● **What this task involves**:
Find the lines with "components" in them and copy them out.

● **Data**:

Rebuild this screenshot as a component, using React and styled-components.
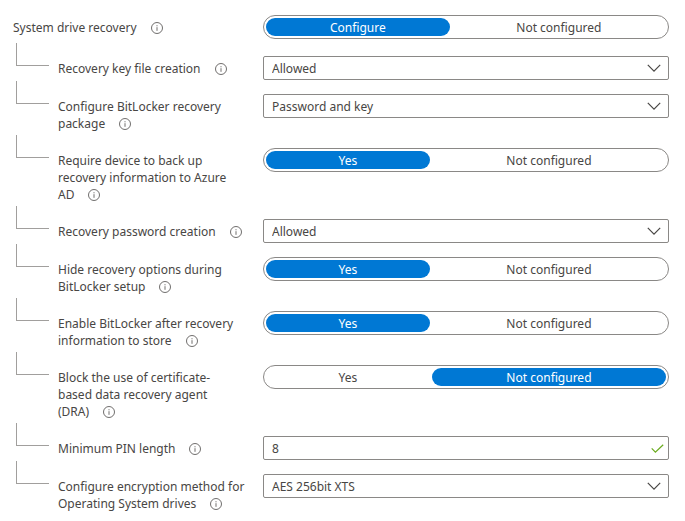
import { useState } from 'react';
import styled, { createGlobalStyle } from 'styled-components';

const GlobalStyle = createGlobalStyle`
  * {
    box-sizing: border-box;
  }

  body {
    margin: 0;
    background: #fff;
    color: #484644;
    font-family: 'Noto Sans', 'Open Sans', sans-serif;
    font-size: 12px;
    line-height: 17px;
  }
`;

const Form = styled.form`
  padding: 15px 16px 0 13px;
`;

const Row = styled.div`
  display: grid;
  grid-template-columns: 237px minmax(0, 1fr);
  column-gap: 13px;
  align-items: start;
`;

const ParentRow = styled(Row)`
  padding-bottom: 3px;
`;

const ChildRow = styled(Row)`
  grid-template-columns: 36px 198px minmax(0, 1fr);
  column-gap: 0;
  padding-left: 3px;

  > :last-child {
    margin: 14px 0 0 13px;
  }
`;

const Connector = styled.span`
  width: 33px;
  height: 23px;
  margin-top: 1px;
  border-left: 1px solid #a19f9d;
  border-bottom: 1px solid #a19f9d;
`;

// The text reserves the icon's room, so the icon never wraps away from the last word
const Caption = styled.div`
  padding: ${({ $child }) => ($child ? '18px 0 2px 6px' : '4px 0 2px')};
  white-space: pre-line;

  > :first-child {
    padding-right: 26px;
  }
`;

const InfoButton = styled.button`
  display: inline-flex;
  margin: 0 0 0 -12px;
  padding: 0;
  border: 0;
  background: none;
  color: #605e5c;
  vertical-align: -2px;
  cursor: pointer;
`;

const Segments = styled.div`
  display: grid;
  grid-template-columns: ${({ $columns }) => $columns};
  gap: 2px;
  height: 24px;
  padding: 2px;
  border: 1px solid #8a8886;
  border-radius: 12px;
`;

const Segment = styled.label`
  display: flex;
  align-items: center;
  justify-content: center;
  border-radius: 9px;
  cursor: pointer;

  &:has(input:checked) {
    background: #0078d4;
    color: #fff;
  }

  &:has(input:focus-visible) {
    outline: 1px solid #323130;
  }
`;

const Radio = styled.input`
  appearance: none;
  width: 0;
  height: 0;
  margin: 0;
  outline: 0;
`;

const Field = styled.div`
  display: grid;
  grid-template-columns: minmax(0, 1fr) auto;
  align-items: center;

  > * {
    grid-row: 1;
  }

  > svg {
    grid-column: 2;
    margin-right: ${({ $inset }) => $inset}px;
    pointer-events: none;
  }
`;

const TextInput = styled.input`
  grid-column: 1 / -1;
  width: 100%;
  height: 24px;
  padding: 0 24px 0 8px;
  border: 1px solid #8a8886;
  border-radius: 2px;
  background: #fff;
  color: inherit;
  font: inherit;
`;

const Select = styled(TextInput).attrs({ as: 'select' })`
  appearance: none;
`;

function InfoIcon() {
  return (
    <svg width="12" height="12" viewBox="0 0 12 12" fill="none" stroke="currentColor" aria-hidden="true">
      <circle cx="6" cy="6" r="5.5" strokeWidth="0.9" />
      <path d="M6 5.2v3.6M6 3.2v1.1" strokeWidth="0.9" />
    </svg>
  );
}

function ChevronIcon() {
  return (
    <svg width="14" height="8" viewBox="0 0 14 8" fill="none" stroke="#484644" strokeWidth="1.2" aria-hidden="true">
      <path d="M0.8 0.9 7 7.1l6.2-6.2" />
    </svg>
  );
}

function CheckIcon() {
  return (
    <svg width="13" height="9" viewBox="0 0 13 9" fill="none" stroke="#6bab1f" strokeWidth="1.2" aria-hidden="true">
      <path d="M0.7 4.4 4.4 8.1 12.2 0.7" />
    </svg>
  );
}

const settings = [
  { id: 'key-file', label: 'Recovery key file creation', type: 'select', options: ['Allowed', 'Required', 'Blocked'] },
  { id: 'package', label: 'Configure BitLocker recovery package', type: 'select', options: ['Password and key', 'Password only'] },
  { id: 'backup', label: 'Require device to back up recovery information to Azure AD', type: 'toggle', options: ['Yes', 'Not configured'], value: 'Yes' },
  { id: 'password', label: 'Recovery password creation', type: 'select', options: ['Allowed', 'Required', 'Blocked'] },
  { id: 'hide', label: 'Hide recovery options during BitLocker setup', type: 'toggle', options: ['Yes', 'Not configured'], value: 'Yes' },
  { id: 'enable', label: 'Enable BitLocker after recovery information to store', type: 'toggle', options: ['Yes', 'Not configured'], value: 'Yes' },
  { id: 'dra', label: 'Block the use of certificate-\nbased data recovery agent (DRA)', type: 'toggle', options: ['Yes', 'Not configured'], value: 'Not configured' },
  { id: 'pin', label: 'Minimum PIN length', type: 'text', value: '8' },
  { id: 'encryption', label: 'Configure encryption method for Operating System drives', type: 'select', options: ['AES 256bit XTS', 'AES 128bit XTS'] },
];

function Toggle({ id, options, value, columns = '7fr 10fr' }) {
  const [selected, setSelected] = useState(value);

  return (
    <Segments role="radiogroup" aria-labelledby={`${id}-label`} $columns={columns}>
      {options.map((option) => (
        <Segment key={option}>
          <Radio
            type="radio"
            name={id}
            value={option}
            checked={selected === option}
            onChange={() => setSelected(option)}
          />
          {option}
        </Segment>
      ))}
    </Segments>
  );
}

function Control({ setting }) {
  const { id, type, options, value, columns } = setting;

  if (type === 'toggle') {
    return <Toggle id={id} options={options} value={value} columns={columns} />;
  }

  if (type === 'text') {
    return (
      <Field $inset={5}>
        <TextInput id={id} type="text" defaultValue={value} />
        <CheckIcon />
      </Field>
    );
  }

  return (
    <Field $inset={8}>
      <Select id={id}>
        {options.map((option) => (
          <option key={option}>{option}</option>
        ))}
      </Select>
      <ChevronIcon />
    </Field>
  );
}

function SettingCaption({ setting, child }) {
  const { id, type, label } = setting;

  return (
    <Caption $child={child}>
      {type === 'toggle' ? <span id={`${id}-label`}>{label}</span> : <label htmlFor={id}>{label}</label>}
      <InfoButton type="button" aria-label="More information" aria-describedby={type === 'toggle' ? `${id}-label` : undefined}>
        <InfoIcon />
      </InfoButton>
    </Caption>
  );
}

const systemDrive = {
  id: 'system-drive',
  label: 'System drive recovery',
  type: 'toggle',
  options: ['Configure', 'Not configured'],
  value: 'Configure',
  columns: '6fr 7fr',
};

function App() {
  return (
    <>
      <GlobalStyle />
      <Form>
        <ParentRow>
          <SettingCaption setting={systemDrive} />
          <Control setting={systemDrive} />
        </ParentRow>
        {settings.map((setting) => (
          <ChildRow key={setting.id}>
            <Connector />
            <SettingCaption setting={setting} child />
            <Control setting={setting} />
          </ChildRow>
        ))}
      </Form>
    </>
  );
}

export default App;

● **Output below**:
Rebuild this screenshot as a component, using React and styled-components.
import styled, { createGlobalStyle } from 'styled-components';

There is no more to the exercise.